Data shown ->
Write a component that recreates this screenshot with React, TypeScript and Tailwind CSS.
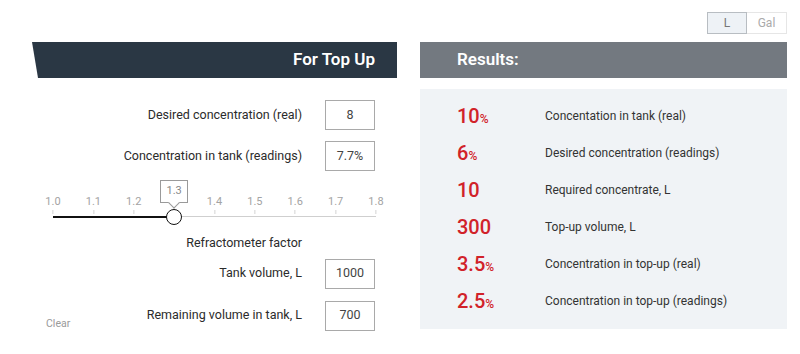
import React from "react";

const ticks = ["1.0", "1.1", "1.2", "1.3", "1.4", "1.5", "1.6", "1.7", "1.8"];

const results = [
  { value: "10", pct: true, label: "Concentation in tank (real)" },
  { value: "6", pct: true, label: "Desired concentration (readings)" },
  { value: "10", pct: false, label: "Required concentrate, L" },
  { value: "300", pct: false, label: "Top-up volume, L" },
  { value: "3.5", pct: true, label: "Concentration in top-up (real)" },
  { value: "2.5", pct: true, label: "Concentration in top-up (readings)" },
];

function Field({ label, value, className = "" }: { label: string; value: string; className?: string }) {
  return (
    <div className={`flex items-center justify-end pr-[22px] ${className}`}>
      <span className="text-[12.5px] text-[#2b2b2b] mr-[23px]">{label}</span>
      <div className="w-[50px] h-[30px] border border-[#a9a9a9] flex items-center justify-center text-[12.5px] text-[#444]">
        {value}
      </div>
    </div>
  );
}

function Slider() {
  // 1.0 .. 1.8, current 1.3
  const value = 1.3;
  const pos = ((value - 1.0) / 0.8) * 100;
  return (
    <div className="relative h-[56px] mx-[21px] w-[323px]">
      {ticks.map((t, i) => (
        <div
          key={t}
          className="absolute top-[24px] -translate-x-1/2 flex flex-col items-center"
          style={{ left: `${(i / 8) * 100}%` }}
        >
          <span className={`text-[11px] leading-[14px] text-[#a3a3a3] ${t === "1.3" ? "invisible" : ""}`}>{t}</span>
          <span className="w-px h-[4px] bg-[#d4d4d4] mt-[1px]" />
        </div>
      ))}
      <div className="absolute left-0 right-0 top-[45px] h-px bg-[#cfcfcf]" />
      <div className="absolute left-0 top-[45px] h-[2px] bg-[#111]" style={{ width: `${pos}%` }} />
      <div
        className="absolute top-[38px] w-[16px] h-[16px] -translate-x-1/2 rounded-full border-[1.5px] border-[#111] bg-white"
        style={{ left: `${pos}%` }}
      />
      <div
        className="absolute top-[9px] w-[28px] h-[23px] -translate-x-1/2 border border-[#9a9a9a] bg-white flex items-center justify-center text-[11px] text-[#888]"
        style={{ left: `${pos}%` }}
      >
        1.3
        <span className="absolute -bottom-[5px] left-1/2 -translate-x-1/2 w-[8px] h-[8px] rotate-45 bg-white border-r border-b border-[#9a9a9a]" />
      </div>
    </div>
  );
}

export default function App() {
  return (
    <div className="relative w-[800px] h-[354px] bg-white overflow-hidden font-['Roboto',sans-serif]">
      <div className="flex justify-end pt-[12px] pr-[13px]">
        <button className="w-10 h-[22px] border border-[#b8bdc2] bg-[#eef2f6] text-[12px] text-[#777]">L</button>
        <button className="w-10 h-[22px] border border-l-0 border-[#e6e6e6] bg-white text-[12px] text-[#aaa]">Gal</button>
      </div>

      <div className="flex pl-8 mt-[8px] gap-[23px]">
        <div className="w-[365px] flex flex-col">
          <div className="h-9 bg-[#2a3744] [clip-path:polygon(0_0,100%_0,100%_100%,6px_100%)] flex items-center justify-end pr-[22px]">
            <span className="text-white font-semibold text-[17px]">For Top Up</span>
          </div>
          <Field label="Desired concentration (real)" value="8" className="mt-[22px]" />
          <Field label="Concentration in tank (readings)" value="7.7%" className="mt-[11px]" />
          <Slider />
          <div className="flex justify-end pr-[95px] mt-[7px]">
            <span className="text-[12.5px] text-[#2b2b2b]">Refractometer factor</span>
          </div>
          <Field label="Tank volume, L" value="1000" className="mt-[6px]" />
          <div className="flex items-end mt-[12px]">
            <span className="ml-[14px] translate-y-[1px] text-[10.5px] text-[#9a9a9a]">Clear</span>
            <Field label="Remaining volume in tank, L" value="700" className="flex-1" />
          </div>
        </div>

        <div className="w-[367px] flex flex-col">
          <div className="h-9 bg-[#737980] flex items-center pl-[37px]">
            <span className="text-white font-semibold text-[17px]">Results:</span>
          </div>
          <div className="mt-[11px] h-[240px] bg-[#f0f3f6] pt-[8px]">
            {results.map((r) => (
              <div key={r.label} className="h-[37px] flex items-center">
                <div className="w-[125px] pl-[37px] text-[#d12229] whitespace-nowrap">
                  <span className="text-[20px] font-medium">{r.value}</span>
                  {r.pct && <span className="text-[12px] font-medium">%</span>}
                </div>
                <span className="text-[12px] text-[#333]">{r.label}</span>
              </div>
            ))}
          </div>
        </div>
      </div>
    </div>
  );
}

Task requirements ->
Go through the listing above and write it out again exactly, dropping the pictures.

Answer below ->
Write a component that recreates this screenshot with React, TypeScript and Tailwind CSS.
import React from "react";

const ticks = ["1.0", "1.1", "1.2", "1.3", "1.4", "1.5", "1.6", "1.7", "1.8"];

const results = [
  { value: "10", pct: true, label: "Concentation in tank (real)" },
  { value: "6", pct: true, label: "Desired concentration (readings)" },
  { value: "10", pct: false, label: "Required concentrate, L" },
  { value: "300", pct: false, label: "Top-up volume, L" },
  { value: "3.5", pct: true, label: "Concentration in top-up (real)" },
  { value: "2.5", pct: true, label: "Concentration in top-up (readings)" },
];

function Field({ label, value, className = "" }: { label: string; value: string; className?: string }) {
  return (
    <div className={`flex items-center justify-end pr-[22px] ${className}`}>
      <span className="text-[12.5px] text-[#2b2b2b] mr-[23px]">{label}</span>
      <div className="w-[50px] h-[30px] border border-[#a9a9a9] flex items-center justify-center text-[12.5px] text-[#444]">
        {value}
      </div>
    </div>
  );
}

function Slider() {
  // 1.0 .. 1.8, current 1.3
  const value = 1.3;
  const pos = ((value - 1.0) / 0.8) * 100;
  return (
    <div className="relative h-[56px] mx-[21px] w-[323px]">
      {ticks.map((t, i) => (
        <div
          key={t}
          className="absolute top-[24px] -translate-x-1/2 flex flex-col items-center"
          style={{ left: `${(i / 8) * 100}%` }}
        >
          <span className={`text-[11px] leading-[14px] text-[#a3a3a3] ${t === "1.3" ? "invisible" : ""}`}>{t}</span>
          <span className="w-px h-[4px] bg-[#d4d4d4] mt-[1px]" />
        </div>
      ))}
      <div className="absolute left-0 right-0 top-[45px] h-px bg-[#cfcfcf]" />
      <div className="absolute left-0 top-[45px] h-[2px] bg-[#111]" style={{ width: `${pos}%` }} />
      <div
        className="absolute top-[38px] w-[16px] h-[16px] -translate-x-1/2 rounded-full border-[1.5px] border-[#111] bg-white"
        style={{ left: `${pos}%` }}
      />
      <div
        className="absolute top-[9px] w-[28px] h-[23px] -translate-x-1/2 border border-[#9a9a9a] bg-white flex items-center justify-center text-[11px] text-[#888]"
        style={{ left: `${pos}%` }}
      >
        1.3
        <span className="absolute -bottom-[5px] left-1/2 -translate-x-1/2 w-[8px] h-[8px] rotate-45 bg-white border-r border-b border-[#9a9a9a]" />
      </div>
    </div>
  );
}

export default function App() {
  return (
    <div className="relative w-[800px] h-[354px] bg-white overflow-hidden font-['Roboto',sans-serif]">
      <div className="flex justify-end pt-[12px] pr-[13px]">
        <button className="w-10 h-[22px] border border-[#b8bdc2] bg-[#eef2f6] text-[12px] text-[#777]">L</button>
        <button className="w-10 h-[22px] border border-l-0 border-[#e6e6e6] bg-white text-[12px] text-[#aaa]">Gal</button>
      </div>

      <div className="flex pl-8 mt-[8px] gap-[23px]">
        <div className="w-[365px] flex flex-col">
          <div className="h-9 bg-[#2a3744] [clip-path:polygon(0_0,100%_0,100%_100%,6px_100%)] flex items-center justify-end pr-[22px]">
            <span className="text-white font-semibold text-[17px]">For Top Up</span>
          </div>
          <Field label="Desired concentration (real)" value="8" className="mt-[22px]" />
          <Field label="Concentration in tank (readings)" value="7.7%" className="mt-[11px]" />
          <Slider />
          <div className="flex justify-end pr-[95px] mt-[7px]">
            <span className="text-[12.5px] text-[#2b2b2b]">Refractometer factor</span>
          </div>
          <Field label="Tank volume, L" value="1000" className="mt-[6px]" />
          <div className="flex items-end mt-[12px]">
            <span className="ml-[14px] translate-y-[1px] text-[10.5px] text-[#9a9a9a]">Clear</span>
            <Field label="Remaining volume in tank, L" value="700" className="flex-1" />
          </div>
        </div>

        <div className="w-[367px] flex flex-col">
          <div className="h-9 bg-[#737980] flex items-center pl-[37px]">
            <span className="text-white font-semibold text-[17px]">Results:</span>
          </div>
          <div className="mt-[11px] h-[240px] bg-[#f0f3f6] pt-[8px]">
            {results.map((r) => (
              <div key={r.label} className="h-[37px] flex items-center">
                <div className="w-[125px] pl-[37px] text-[#d12229] whitespace-nowrap">
                  <span className="text-[20px] font-medium">{r.value}</span>
                  {r.pct && <span className="text-[12px] font-medium">%</span>}
                </div>
                <span className="text-[12px] text-[#333]">{r.label}</span>
              </div>
            ))}
          </div>
        </div>
      </div>
    </div>
  );
}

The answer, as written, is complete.